A VPN routes your connection through another server, so the service sees the VPN's address instead of yours. It hides your real IP — but it does not hide that a VPN is being used. Detecting that is a different, and easier, problem.
Datacenter addresses look different
Home internet connections and datacenter connections come from different parts of the internet's address space. VPN servers live in datacenters. The ranges of addresses assigned to datacenters are publicly known, so when a connection arrives from one of those ranges, a service can reasonably guess it is not a person's home connection. This is the single most common VPN-detection signal.
IP reputation databases
There is an entire industry of IP-reputation data. Specialised providers maintain lists of addresses known to belong to VPNs, proxies and hosting providers, updated continuously. A service can check an incoming address against such a list and get an immediate verdict. Commercial VPNs, because they are widely used, are widely catalogued.
Other tell-tale signals
Detection can go further. Many users sharing one address at once suggests a shared VPN endpoint. A mismatch between the address's apparent location and other signals can stand out.
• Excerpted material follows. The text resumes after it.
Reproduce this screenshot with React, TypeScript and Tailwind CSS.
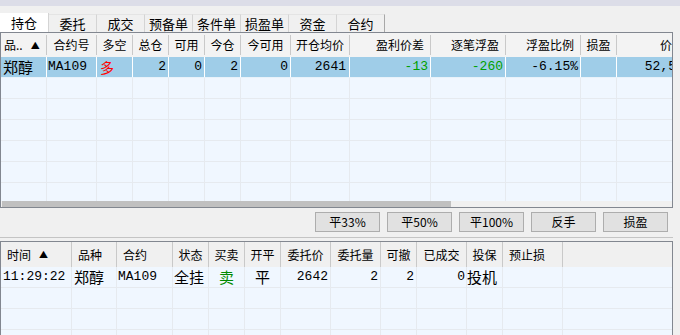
const cjk = "font-['Noto_Sans_CJK_SC',sans-serif]";
const mono = "font-['Liberation_Mono','Noto_Sans_CJK_SC',monospace]";

const tabs = ['持仓', '委托', '成交', '预备单', '条件单', '损盈单', '资金', '合约'];

// top grid columns (width includes the right separator)
const topCols = [
  { w: 'w-[46px]', label: '品..', head: 'justify-start pl-[3px]' },
  { w: 'w-[50px]', label: '合约号', head: 'justify-center' },
  { w: 'w-[36px]', label: '多空', head: 'justify-center' },
  { w: 'w-[36px]', label: '总仓', head: 'justify-center' },
  { w: 'w-[36px]', label: '可用', head: 'justify-center' },
  { w: 'w-[36px]', label: '今仓', head: 'justify-center' },
  { w: 'w-[50px]', label: '今可用', head: 'justify-center' },
  { w: 'w-[59px]', label: '开仓均价', head: 'justify-center' },
  { w: 'w-[81px]', label: '盈利价差', head: 'justify-end pr-[6px]' },
  { w: 'w-[75px]', label: '逐笔浮盈', head: 'justify-end pr-[6px]' },
  { w: 'w-[75px]', label: '浮盈比例', head: 'justify-end pr-[6px]' },
  { w: 'w-[36px]', label: '损盈', head: 'justify-center' },
  { w: 'w-[60px]', label: '价', head: 'justify-end pr-[4px]' },
];

const position = [
  { t: '郑醇', c: `${cjk} text-[15px] justify-start pl-[2px]` },
  { t: 'MA109', c: `${mono} justify-start pl-[1px]` },
  { t: '多', c: `${cjk} text-[14px] text-[#ff0000] justify-start pl-[3px]` },
  { t: '2', c: `${mono} justify-end pr-[2px]` },
  { t: '0', c: `${mono} justify-end pr-[2px]` },
  { t: '2', c: `${mono} justify-end pr-[2px]` },
  { t: '0', c: `${mono} justify-end pr-[2px]` },
  { t: '2641', c: `${mono} justify-end pr-[3px]` },
  { t: '-13', c: `${mono} text-[#00a000] justify-end pr-[2px]` },
  { t: '-260', c: `${mono} text-[#00a000] justify-end pr-[2px]` },
  { t: '-6.15%', c: `${mono} justify-end pr-[2px]` },
  { t: '', c: '' },
  { t: '52,5', c: `${mono} justify-end -mr-[6px]` },
];

const orderCols = [
  { w: 'w-[71px]', label: '时间', head: 'justify-start pl-[6px]' },
  { w: 'w-[45px]', label: '品种', head: 'justify-start pl-[6px]' },
  { w: 'w-[56px]', label: '合约', head: 'justify-start pl-[6px]' },
  { w: 'w-[36px]', label: '状态', head: 'justify-center' },
  { w: 'w-[36px]', label: '买卖', head: 'justify-center' },
  { w: 'w-[36px]', label: '开平', head: 'justify-center' },
  { w: 'w-[50px]', label: '委托价', head: 'justify-center' },
  { w: 'w-[50px]', label: '委托量', head: 'justify-center' },
  { w: 'w-[36px]', label: '可撤', head: 'justify-center' },
  { w: 'w-[50px]', label: '已成交', head: 'justify-center' },
  { w: 'w-[36px]', label: '投保', head: 'justify-center' },
  { w: 'w-[60px]', label: '预止损', head: 'justify-start pl-[6px]' },
];

const order = [
  { t: '11:29:22', c: `${mono} justify-start pl-[2px]` },
  { t: '郑醇', c: `${cjk} text-[15px] justify-start pl-[2px]` },
  { t: 'MA109', c: `${mono} justify-start pl-[1px]` },
  { t: '全挂', c: `${cjk} text-[15px] justify-start pl-[1px]` },
  { t: '卖', c: `${cjk} text-[15px] text-[#008a00] justify-center` },
  { t: '平', c: `${cjk} text-[15px] justify-center` },
  { t: '2642', c: `${mono} justify-end pr-[2px]` },
  { t: '2', c: `${mono} justify-end pr-[2px]` },
  { t: '2', c: `${mono} justify-end pr-[2px]` },
  { t: '0', c: `${mono} justify-end pr-[1px]` },
  { t: '投机', c: `${cjk} text-[15px] justify-start` },
  { t: '', c: '' },
];

const buttons = ['平33%', '平50%', '平100%', '反手', '损盈'];

function Arrow() {
  return <span className="ml-[8px] text-[9px] leading-none text-black">▲</span>;
}

export default function App() {
  return (
    <div className={`w-[680px] h-[335px] overflow-hidden bg-[#f0f0f0] text-black ${cjk}`}>
      <div className="h-[6px] bg-[#dcdde8]" />
      <div className="h-[7px]" />

      {/* tabs */}
      <div className="flex items-end h-[19px]">
        {tabs.map((t, i) => (
          <div
            key={t}
            className={
              i === 0
                ? 'w-[49px] h-[19px] bg-white border-r border-[#d4d4d4] flex items-center justify-center text-[13px]'
                : i === tabs.length - 1
                ? 'w-[48px] h-[18px] bg-[#f0f0f0] border-t border-r border-t-[#e4e4e4] border-r-[#a8a8a8] flex items-center justify-center text-[13px]'
                : 'w-[48px] h-[18px] bg-[#f0f0f0] border-t border-r border-t-[#e4e4e4] border-r-[#d4d4d4] flex items-center justify-center text-[13px]'
            }
          >
            {t}
          </div>
        ))}
      </div>

      {/* positions grid */}
      <div className="w-[673px] h-[176px] border border-[#828790] bg-[#f0f7ff] flex flex-col overflow-hidden">
        <div className="flex h-[24px] bg-[#f3f3f3] py-[2px] shrink-0">
          {topCols.map((c, i) => (
            <div
              key={c.label}
              className={`${c.w} shrink-0 flex items-center text-[12px] border-r border-[#c9c9c9] ${c.head}`}
            >
              {c.label}
              {i === 0 && <Arrow />}
            </div>
          ))}
        </div>
        <div className="flex-1 overflow-hidden">
          <div className="flex h-[21px] bg-[#9fcde8] border-b border-[#e8f2fa]">
            {topCols.map((c, i) => (
              <div
                key={c.label}
                className={`${c.w} shrink-0 flex items-center text-[13px] border-r border-white whitespace-nowrap ${position[i].c}`}
              >
                {position[i].t}
              </div>
            ))}
          </div>
          {[0, 1, 2, 3, 4, 5].map((r) => (
            <div key={r} className="flex h-[21px] border-b border-[#e6eaef]">
              {topCols.map((c) => (
                <div key={c.label} className={`${c.w} shrink-0 border-r border-[#e6eaef]`} />
              ))}
            </div>
          ))}
        </div>
        <div className="h-[6px] shrink-0 bg-[#f0f0f0] flex">
          <div className="ml-[1px] w-[449px] bg-[#c0c0c0]" />
        </div>
      </div>

      {/* action buttons */}
      <div className="flex justify-end gap-[7px] pr-[12px] mt-[4px]">
        {buttons.map((b) => (
          <div
            key={b}
            className="w-[65px] h-[20px] bg-[#e1e1e1] border border-[#adadad] flex items-center justify-center text-[12px]"
          >
            {b}
          </div>
        ))}
      </div>
      <div className="mt-[5px] w-[673px] h-[1px] bg-[#c4c4c4]" />

      {/* orders grid */}
      <div className="mt-[3px] w-[673px] h-[100px] border-t border-x border-[#828790] bg-[#f0f7ff] overflow-hidden">
        <div className="flex h-[25px] bg-[#f0f0f0]">
          {orderCols.map((c, i) => (
            <div
              key={c.label}
              className={`${c.w} shrink-0 flex items-center text-[12px] border-r border-[#c9c9c9] ${c.head}`}
            >
              {c.label}
              {i === 0 && <Arrow />}
            </div>
          ))}
        </div>
        <div className="flex h-[21px] border-b border-[#e6eaef]">
          {orderCols.map((c, i) => (
            <div
              key={c.label}
              className={`${c.w} shrink-0 flex items-center text-[13px] border-r border-[#e6eaef] whitespace-nowrap ${order[i].c}`}
            >
              {order[i].t}
            </div>
          ))}
        </div>
        {[0, 1, 2].map((r) => (
          <div key={r} className="flex h-[21px] border-b border-[#e6eaef]">
            {orderCols.map((c) => (
              <div key={c.label} className={`${c.w} shrink-0 border-r border-[#e6eaef]`} />
            ))}
          </div>
        ))}
      </div>
    </div>
  );
}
Connection characteristics sometimes differ from a typical home line. None of these is conclusive alone, but combined they raise confidence.
Why services bother
Games and platforms detect VPNs for specific reasons: to enforce regional rules and pricing, to stop banned players returning through a new address, and to fight fraud, since VPNs and proxies are common in abuse. It is not that VPN use is assumed malicious — it is that VPNs remove a signal services rely on, so they replace it with VPN detection.
The takeaway
A VPN successfully hides your real IP address, but it does not hide the fact of being a VPN. Datacenter address ranges and IP-reputation databases make VPN use easy to spot. The hidden detail is your specific address; the use of a VPN itself is rarely a secret.